WHAT TO WORK ON:
Give only the number of lines in the listing below where the string "screenshot" occurs.

-- START --

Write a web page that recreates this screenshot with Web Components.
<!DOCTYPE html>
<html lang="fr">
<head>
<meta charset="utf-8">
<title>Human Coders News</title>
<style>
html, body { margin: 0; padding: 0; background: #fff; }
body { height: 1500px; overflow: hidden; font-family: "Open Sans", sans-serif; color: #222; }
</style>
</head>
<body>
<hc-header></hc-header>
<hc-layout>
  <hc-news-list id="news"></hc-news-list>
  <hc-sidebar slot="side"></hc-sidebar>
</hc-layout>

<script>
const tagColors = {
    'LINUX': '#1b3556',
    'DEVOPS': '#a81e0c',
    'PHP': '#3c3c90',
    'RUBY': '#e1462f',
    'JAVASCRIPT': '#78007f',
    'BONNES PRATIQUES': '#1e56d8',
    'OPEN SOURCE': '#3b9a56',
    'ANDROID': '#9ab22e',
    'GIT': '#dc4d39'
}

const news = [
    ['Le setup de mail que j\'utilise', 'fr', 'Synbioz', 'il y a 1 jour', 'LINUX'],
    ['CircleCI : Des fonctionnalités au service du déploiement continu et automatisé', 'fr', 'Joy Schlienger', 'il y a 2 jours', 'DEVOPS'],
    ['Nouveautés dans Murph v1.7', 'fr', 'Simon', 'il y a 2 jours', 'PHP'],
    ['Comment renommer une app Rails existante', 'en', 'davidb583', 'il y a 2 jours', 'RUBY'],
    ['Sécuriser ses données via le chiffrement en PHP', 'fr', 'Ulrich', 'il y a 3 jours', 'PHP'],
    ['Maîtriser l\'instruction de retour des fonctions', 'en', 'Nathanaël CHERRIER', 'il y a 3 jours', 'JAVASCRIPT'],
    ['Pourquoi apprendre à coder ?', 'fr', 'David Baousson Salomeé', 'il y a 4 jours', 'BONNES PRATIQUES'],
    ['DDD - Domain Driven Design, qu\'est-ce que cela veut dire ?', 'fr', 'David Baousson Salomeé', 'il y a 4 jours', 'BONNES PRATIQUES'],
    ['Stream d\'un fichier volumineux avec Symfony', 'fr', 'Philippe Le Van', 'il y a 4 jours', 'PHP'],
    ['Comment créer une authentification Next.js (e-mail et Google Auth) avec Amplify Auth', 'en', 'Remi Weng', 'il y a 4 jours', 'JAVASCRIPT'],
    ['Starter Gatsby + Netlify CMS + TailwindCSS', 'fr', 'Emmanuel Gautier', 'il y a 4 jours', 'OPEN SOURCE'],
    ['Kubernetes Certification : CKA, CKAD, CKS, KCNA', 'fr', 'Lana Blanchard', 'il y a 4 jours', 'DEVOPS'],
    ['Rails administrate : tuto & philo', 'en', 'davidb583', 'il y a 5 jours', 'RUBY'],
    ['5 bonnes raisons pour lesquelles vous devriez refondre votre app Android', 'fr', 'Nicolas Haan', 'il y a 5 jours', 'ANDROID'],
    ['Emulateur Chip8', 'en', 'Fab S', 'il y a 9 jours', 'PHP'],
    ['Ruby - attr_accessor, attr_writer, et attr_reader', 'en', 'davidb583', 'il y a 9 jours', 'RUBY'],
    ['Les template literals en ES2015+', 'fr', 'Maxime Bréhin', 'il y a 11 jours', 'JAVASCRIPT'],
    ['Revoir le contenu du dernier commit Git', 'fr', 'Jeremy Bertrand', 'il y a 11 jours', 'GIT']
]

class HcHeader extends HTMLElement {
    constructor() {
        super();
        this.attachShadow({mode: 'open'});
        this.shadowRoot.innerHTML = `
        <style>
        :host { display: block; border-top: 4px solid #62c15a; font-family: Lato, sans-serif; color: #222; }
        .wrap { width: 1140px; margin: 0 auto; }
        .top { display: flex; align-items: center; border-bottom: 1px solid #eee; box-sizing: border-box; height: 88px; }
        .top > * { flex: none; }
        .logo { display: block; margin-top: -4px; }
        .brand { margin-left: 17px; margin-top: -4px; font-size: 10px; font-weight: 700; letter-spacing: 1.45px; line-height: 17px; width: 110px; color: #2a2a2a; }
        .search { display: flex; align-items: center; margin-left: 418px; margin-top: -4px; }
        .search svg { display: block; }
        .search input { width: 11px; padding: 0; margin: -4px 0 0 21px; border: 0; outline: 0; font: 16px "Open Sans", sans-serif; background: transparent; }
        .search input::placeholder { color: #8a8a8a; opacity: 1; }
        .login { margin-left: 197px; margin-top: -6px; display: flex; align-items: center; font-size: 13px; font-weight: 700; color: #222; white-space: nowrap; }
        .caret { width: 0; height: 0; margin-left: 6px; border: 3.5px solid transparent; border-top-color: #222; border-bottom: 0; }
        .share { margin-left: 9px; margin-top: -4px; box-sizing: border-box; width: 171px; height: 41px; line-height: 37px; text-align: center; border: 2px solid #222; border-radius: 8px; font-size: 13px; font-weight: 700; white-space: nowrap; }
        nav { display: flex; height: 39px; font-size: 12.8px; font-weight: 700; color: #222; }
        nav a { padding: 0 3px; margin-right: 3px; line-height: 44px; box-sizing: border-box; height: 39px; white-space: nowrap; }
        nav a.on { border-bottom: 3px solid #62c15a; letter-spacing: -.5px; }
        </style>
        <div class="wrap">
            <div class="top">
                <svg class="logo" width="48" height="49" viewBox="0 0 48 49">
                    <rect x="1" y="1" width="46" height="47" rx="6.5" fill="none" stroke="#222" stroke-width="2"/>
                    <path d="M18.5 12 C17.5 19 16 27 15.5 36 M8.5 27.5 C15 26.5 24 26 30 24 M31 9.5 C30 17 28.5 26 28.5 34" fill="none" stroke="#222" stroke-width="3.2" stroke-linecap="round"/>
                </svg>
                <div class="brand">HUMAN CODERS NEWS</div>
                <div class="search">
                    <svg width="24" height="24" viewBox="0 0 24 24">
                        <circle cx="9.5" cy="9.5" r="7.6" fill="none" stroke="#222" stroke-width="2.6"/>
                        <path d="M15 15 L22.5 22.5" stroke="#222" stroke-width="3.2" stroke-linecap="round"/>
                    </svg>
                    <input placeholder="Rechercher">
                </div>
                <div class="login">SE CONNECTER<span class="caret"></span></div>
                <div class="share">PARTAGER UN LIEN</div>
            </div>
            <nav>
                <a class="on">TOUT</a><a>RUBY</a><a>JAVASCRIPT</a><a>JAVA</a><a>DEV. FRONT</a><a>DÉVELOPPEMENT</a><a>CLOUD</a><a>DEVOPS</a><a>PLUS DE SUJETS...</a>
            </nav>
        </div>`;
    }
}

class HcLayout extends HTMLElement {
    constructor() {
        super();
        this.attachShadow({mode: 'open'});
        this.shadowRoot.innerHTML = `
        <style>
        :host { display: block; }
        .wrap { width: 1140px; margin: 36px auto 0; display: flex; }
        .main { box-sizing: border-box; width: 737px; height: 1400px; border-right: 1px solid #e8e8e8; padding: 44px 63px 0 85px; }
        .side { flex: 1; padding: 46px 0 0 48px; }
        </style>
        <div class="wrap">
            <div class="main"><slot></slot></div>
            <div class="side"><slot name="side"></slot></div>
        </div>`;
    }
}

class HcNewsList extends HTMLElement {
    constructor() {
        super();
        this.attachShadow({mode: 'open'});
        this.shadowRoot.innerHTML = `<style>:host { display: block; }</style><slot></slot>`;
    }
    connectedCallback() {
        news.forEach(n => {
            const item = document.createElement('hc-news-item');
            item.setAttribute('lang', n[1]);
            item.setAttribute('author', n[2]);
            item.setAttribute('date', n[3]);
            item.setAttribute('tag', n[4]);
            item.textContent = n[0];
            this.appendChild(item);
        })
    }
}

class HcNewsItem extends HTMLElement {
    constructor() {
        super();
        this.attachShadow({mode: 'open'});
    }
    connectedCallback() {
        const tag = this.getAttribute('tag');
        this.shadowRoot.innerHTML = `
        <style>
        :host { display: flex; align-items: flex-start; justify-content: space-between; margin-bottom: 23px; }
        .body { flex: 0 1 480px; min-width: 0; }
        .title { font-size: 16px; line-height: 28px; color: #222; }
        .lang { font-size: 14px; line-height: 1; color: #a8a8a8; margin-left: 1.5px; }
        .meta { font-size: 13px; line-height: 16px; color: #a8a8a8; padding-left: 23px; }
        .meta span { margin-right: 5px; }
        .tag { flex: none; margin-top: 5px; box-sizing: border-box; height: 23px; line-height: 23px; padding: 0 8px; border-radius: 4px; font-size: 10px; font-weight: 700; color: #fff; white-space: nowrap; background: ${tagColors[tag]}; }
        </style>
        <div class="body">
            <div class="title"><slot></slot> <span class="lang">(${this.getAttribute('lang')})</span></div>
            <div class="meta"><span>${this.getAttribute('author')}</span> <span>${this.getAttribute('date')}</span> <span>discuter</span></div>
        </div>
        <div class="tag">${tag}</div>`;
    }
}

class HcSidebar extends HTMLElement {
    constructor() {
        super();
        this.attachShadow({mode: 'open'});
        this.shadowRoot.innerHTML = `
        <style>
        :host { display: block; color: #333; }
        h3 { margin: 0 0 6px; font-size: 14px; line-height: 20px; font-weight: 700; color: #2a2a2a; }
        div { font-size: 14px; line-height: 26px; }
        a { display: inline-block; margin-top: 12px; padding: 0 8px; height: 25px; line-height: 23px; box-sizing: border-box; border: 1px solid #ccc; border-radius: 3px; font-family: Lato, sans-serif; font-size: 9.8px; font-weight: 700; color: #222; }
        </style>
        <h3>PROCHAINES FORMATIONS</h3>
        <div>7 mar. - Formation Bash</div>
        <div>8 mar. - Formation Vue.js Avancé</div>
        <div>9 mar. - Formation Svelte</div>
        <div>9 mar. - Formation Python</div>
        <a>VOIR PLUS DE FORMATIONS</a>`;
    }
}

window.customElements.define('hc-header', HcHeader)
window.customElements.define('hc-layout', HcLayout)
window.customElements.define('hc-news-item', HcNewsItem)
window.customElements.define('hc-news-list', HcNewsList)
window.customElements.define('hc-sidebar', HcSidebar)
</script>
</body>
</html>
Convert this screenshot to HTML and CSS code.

-- END --

TASK SOLUTION:
2